Sembra tutto proiettato a quando la Festa di Sant’Agata tornerà ad essere nuovamente realtà. Una realtà fatta di preghiera, processioni, colori, sapori e polemiche. Tutti devoti tutti. Sant’Agata a Catania la festa più grande d’Italia è un libro che può servire a rendere meno grigia un attesa che, a causa del Covid, sembra dilatarsi a data destinarsi. Pazienza, ci vuole ancora pazienza. Francesco Marano, che è stato il primo presidente del Comitato degli festeggiamenti secondo il nuovo corso, quelle che vede seduti allo stesso tavolo membri graditi sia all’Arcidiocesi che a Palazzo degli Elefanti, ha messo nero su bianco le sue esperienze, emozioni e qualche testimonianza rimasta finora inedita.
Lunedì prossimo, all’interno del Museo Diocesano, ci sarà la presentazione ufficiale del libro edito da Bonanno editore con prefazione di Rosario Fiorello. A moderare i lavori ci sarà Antonello Piraneo, direttore La Sicilia. Tra gli ospiti le più alte autorità civili e religiose di Catania. (Come è giusto che sia).
Ma di che parla il libro? E sopratutto: perché un nuovo saggio su di una Festa che teoricamente dovrebbe rimanere sempre uguale a stessa? Chi vi scrive ha seguito parte di quelle fasi e può testimoniare come Francesco Marano, intervistato più volte dal nostro giornale, si sia davvero innamorato della macchina agatina. È un dettaglio che va subito sottolineato. Perché lui, prima di quell’incarico non richiesto, faceva parte di quella Catania che preferiva guardare la Festa a distanza. Poi però qualcosa è mutato. Sul piano sentimentale sicuramente. E non solo.
Il dettaglio da sapere è che Marano si è trovato, quasi per caso, ad assumere la guida di un organo che – seppur in una modalità assai meno articolata – era stato guidato per lunghissimo temo con altrettanta passione e competenza dal compianto Luigi Maina. Un confronto non da poco che però non va neanche dato. Appunto perché abbiamo a che fare con due epoche profondamente differenti. E due feste guidate da logiche e criteri totalmente antitetici, soprattutto sul versante organizzativo.

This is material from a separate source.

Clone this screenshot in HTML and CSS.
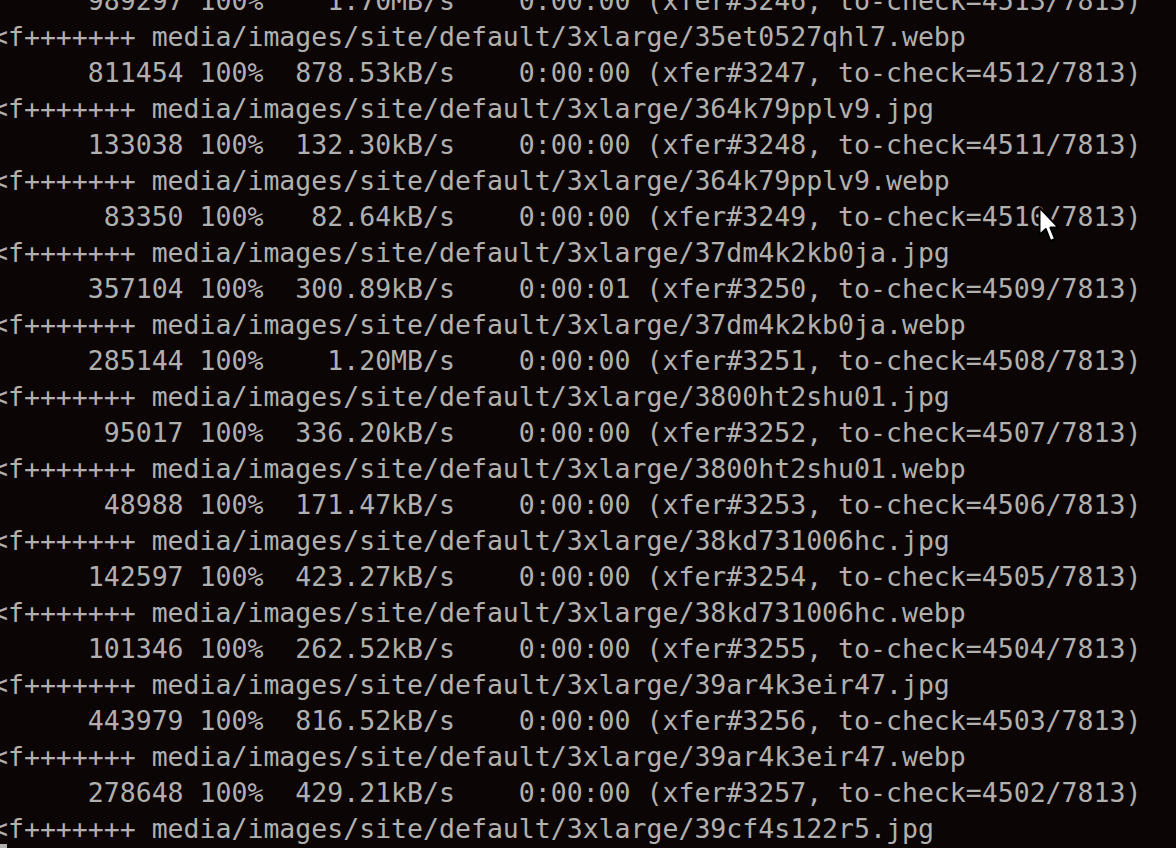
FILE: index.html
```html
<!DOCTYPE html>
<html>
<head>
<meta charset="utf-8">
<link rel="stylesheet" href="styles.css">
</head>
<body>
<pre class="term">      989297 100%    1.70MB/s    0:00:00 (xfer#3246, to-check=4513/7813)
&lt;f+++++++ media/images/site/default/3xlarge/35et0527qhl7.webp
      811454 100%  878.53kB/s    0:00:00 (xfer#3247, to-check=4512/7813)
&lt;f+++++++ media/images/site/default/3xlarge/364k79pplv9.jpg
      133038 100%  132.30kB/s    0:00:00 (xfer#3248, to-check=4511/7813)
&lt;f+++++++ media/images/site/default/3xlarge/364k79pplv9.webp
       83350 100%   82.64kB/s    0:00:00 (xfer#3249, to-check=4510/7813)
&lt;f+++++++ media/images/site/default/3xlarge/37dm4k2kb0ja.jpg
      357104 100%  300.89kB/s    0:00:01 (xfer#3250, to-check=4509/7813)
&lt;f+++++++ media/images/site/default/3xlarge/37dm4k2kb0ja.webp
      285144 100%    1.20MB/s    0:00:00 (xfer#3251, to-check=4508/7813)
&lt;f+++++++ media/images/site/default/3xlarge/3800ht2shu01.jpg
       95017 100%  336.20kB/s    0:00:00 (xfer#3252, to-check=4507/7813)
&lt;f+++++++ media/images/site/default/3xlarge/3800ht2shu01.webp
       48988 100%  171.47kB/s    0:00:00 (xfer#3253, to-check=4506/7813)
&lt;f+++++++ media/images/site/default/3xlarge/38kd731006hc.jpg
      142597 100%  423.27kB/s    0:00:00 (xfer#3254, to-check=4505/7813)
&lt;f+++++++ media/images/site/default/3xlarge/38kd731006hc.webp
      101346 100%  262.52kB/s    0:00:00 (xfer#3255, to-check=4504/7813)
&lt;f+++++++ media/images/site/default/3xlarge/39ar4k3eir47.jpg
      443979 100%  816.52kB/s    0:00:00 (xfer#3256, to-check=4503/7813)
&lt;f+++++++ media/images/site/default/3xlarge/39ar4k3eir47.webp
      278648 100%  429.21kB/s    0:00:00 (xfer#3257, to-check=4502/7813)
&lt;f+++++++ media/images/site/default/3xlarge/39cf4s122r5.jpg
<span class="cursor"></span></pre>
<svg class="pointer" width="24" height="38" viewBox="0 0 24 38">
  <path d="M1.5 1.5 L1.5 29 L7.8 23 L12.5 35 L17 33 L12.4 21.6 L20.5 21.6 Z" fill="#ffffff" stroke="#000000" stroke-width="2" stroke-linejoin="round"/>
</svg>
</body>
</html>
```
FILE: styles.css
```css
html, body {
  margin: 0;
  padding: 0;
  background: #0b0506;
  overflow: hidden;
  width: 1176px;
  height: 848px;
}

.term {
  margin: -17px 0 0 -8px;
  font-family: "DejaVu Sans Mono", "Liberation Mono", monospace;
  font-size: 26.53px;
  line-height: 36px;
  color: #b2b0ae;
  white-space: pre;
}

.cursor {
  display: inline-block;
  width: 15px;
  height: 30px;
  background: #b2b0ae;
  vertical-align: top;
  margin-top: -3px;
}

.pointer {
  position: absolute;
  left: 1038px;
  top: 206px;
}
```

I due processi – quello sulla morte del devoto Calì e quello sulle presunte infiltrazioni mafiose nella Festa – sono arrivati come uno schiaffo sulla città di Catania. All’indomani delle sentenze (e al di là dell’esito) nulla poteva rimanere come prima. L’Arcidiocesi e il Comune hanno dovuto ripensare tantissimo della macchina agatina, pur mantenendo intatta la carrozzeria di un evento allo stesso tempo religioso e fortemente identitario.
Marano, braccio destro dell’allora sindaco Enzo Bianco, aveva partecipato a quei tavoli di lavoro, ma con ben altra funzione: quella di mediatore. Arrivati al nodo presidenziale, il suo nome arrivò come una paradossale sorpresa-spontanea, perché era colui che più di altri aveva compreso quale fosse l’obbiettivo da raggiungere e gli equilibri da soppesare.
La storia di quei giorni ci dice che il suo nome, ritenuto fin troppo politicizzato per la militanza tra i liberal del Pd, fu oggetto di polemica. Una polemica probabilmente inevitabile. (Un capitolo del libro è dedicato proprio alla politica). Poi però arrivò l’equilibrio dei fatti e la pubblicazione di un vasto pacchetto di regolamenti che ha messo in luce tanti di quegli aspetti di una manifestazione carica di complessità che negli anni aveva provocato drammatiche ambiguità.
È stato ripetuto più volte che la Festa sia la migliore metafora di una città allo stesso tempo generosa e sguaiata. Chiamiamolo pure “il raffinato estremismo della città”. Marano aggiunge, con queste pagine, la sua visuale al racconto di Catania. Un racconto che passa da Agata e che tocca anche altri momenti, come le visita delle First Lady a Catania durante il G7 di Taormina. Ma non è lì il punto. Marano racconta la sua idea di Festa e la proietta verso il futuro. Un’immagine che lui stesso definisce un sogno. Un sogno di grandezza. C’è da chiedersi però se quella visione piacerà esattamente a tutti. Intanto però c’è da uscire dal Covid e tornare a veder la Festa.